In terms of drinking outdoors, and I just came back from five days in New Orleans, which makes New York look like a Quaker community by comparison. It’s 24 hours a day walking down the street, open container, no limits at all. Here we’ve got some limits that do kind of foster the distinction that you’re making — that do put hard liquor in a different category, especially from beer, but also to a degree from wine. I mean, I can’t tell you how many alcoholics I’ve known in my life who say, well, I’m only drinking wine.
VC: Where do you think we’re headed? Do you think we’re going in a broadly libertarian direction, or do you expect pendulum swings?
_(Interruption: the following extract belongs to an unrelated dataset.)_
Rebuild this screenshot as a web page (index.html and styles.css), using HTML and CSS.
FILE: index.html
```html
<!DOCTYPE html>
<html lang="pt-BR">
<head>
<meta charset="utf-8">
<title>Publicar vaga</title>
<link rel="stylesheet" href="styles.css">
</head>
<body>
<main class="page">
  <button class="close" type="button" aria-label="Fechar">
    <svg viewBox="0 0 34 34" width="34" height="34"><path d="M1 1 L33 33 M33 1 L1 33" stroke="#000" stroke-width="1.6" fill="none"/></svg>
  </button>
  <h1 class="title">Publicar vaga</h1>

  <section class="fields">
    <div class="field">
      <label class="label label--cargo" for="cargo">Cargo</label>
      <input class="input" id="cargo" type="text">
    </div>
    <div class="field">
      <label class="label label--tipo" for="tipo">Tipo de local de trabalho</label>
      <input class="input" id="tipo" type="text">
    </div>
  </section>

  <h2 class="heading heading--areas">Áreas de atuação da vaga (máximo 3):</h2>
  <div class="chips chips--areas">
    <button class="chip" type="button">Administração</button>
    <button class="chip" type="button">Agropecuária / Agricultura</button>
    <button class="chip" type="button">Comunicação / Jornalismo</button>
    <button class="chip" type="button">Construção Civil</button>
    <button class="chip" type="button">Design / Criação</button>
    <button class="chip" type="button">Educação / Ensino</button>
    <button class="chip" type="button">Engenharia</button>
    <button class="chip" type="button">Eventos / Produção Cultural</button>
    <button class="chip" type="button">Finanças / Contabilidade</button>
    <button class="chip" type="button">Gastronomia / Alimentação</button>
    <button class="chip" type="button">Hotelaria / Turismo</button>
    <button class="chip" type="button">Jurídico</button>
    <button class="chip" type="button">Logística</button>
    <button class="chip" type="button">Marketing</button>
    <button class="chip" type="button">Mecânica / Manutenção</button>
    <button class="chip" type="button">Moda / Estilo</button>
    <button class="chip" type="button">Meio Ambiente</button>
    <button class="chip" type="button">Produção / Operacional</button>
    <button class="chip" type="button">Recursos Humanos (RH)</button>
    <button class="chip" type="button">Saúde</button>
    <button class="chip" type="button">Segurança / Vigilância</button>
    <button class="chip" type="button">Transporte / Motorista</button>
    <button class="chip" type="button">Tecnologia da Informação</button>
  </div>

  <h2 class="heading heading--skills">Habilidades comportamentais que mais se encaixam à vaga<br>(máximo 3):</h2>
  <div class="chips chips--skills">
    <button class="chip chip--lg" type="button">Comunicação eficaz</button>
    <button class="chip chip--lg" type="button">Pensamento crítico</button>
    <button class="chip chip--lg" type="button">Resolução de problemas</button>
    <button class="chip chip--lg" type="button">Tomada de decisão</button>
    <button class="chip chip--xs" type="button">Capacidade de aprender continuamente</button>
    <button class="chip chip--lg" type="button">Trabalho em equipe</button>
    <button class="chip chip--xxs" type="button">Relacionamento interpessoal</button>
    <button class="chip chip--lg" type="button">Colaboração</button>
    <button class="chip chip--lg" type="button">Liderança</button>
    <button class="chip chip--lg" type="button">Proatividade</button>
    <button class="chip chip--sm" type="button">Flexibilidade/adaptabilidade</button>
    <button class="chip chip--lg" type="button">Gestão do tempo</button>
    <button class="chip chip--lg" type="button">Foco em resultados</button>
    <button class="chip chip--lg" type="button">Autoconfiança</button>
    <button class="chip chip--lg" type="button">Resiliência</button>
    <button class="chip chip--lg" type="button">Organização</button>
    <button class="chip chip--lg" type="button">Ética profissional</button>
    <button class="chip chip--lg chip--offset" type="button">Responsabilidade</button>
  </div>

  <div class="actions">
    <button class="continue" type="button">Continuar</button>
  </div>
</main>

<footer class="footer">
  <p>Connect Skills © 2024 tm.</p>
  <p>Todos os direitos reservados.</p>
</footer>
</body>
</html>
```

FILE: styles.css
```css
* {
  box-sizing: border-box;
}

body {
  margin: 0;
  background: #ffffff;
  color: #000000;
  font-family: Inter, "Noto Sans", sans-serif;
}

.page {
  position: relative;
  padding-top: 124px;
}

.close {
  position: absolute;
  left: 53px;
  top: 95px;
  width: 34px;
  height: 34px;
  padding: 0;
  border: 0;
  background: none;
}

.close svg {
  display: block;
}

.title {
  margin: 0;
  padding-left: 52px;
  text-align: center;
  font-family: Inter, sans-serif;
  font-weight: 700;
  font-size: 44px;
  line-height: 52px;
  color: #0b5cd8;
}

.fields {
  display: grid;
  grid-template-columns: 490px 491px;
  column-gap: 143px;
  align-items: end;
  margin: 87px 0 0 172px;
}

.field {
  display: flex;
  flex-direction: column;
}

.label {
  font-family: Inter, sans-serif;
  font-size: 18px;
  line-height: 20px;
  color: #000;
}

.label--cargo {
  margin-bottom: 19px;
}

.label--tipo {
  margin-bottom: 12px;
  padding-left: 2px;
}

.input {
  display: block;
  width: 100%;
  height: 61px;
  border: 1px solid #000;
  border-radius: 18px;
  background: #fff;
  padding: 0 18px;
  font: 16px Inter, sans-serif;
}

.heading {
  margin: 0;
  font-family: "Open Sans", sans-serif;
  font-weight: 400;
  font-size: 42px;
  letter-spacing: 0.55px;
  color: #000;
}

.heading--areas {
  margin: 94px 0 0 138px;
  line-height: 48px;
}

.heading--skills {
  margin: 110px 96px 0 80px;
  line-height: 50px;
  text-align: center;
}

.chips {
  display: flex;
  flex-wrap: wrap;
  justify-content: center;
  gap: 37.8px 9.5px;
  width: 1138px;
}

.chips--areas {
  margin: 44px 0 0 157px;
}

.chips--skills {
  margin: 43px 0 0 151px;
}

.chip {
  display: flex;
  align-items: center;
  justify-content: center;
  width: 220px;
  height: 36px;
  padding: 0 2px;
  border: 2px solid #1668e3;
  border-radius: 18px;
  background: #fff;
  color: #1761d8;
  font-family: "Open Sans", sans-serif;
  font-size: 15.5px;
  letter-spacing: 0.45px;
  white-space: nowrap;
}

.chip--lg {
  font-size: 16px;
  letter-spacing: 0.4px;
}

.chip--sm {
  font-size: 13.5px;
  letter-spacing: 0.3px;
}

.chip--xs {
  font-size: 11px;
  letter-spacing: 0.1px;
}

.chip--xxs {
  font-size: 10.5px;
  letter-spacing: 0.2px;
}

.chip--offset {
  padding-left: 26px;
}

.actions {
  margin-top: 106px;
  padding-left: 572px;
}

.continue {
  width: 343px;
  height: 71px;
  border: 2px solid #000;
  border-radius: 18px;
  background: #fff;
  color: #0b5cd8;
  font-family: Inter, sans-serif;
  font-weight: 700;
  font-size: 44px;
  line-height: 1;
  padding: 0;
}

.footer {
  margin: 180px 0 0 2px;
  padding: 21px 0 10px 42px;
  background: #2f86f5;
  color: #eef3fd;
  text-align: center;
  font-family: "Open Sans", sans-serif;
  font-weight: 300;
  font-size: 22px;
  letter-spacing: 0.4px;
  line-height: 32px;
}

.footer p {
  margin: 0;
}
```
DO: Well, I think both, but basically, yes, more libertarian for a few reasons. When we see greater societal harm from the legalization of marijuana than we have so far seen, I can see that there might be a reaction. Laws about public behavior while under the influence exist for alcohol, but don’t really exist to my knowledge in many states for marijuana. Even in the beginning of the legalization of marijuana, if you were pulled over for bad driving by a cop, he or she didn’t have any means of measuring the presence of cannabis in your system. If we see real problems exploding because of legalization, then we’ll see some restriction.
But generally speaking, I think we are moving in a libertarian direction because that’s the nature of human history, and because the prospect of tax revenue is too delicious to too many governments.
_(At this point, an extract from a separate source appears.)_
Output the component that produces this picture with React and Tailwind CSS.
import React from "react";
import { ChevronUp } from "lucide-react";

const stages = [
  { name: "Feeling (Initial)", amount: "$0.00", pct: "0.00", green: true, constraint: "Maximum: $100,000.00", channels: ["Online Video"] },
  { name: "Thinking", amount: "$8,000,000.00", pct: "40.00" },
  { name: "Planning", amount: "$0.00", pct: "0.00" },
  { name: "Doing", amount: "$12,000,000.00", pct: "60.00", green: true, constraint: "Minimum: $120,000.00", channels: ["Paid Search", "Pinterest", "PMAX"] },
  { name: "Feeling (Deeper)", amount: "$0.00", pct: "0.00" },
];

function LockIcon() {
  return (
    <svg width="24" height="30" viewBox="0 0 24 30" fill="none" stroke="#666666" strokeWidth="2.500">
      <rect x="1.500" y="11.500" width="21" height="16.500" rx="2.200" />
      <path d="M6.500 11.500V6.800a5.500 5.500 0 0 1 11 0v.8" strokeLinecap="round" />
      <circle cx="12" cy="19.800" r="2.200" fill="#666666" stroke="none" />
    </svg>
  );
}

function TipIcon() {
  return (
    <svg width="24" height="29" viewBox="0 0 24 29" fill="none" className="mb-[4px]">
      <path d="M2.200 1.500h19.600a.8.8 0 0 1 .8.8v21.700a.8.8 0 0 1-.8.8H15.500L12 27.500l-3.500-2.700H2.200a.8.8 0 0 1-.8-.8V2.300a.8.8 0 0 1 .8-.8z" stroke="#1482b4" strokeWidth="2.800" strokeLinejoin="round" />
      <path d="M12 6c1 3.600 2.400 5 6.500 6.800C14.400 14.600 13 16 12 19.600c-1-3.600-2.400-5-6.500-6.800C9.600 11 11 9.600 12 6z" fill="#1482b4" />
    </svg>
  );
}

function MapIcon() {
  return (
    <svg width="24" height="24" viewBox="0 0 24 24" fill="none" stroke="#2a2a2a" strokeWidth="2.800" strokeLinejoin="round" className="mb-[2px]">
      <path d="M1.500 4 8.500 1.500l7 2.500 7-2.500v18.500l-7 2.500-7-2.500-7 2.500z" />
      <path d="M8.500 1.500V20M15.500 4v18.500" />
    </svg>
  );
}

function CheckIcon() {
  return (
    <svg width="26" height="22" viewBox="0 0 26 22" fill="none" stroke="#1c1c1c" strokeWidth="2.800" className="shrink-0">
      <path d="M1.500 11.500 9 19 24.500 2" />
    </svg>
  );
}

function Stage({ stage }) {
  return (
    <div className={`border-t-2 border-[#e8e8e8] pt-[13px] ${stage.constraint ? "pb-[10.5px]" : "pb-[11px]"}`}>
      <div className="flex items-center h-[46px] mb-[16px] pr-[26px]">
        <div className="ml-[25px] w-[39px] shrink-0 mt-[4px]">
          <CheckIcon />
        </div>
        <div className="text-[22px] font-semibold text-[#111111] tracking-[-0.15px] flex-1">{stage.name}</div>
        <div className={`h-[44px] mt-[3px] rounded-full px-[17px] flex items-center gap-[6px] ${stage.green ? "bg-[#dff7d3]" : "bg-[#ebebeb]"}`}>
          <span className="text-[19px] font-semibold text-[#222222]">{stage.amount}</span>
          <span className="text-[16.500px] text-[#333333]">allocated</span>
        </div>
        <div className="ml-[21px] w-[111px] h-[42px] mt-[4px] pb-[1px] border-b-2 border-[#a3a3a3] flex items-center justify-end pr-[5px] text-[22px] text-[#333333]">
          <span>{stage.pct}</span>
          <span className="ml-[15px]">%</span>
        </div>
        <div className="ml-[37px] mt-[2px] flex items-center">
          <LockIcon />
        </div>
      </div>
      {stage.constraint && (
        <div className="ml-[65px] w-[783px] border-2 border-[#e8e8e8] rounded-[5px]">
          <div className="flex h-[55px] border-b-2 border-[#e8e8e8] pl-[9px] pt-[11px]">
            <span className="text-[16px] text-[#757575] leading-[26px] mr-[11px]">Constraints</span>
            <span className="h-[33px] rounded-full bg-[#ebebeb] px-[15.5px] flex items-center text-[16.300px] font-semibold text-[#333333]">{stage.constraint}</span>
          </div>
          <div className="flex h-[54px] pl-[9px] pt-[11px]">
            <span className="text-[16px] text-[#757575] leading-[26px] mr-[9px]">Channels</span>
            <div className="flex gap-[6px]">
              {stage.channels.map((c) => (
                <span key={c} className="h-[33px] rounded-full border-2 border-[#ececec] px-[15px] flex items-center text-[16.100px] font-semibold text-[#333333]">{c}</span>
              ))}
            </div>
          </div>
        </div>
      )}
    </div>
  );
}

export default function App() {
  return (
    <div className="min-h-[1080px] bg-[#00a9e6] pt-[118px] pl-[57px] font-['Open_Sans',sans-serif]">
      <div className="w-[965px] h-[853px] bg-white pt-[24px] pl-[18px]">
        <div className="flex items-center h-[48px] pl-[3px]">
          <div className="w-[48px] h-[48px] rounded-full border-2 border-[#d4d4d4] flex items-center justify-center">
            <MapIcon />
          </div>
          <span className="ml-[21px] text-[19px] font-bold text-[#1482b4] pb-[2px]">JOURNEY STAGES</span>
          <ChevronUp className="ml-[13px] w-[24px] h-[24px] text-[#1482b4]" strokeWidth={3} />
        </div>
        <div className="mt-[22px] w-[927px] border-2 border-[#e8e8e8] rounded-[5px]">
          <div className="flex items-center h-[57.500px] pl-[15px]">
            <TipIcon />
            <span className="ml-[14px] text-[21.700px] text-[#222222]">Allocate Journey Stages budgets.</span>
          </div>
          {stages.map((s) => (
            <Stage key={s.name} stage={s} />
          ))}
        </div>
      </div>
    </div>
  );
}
VC: So, hardly anyone obeyed the letter, much less the spirit of the law. What was the broader consequence of that defiance, that cynicism?
DO: I think that that was one of the other things besides the need for tax revenue that brought about the end of Prohibition. The utterly visible, omnipresent breaking of the law led people to think this was going to destroy respect for the law. If you have laws that aren’t enforced, you’re undercutting the very idea of law.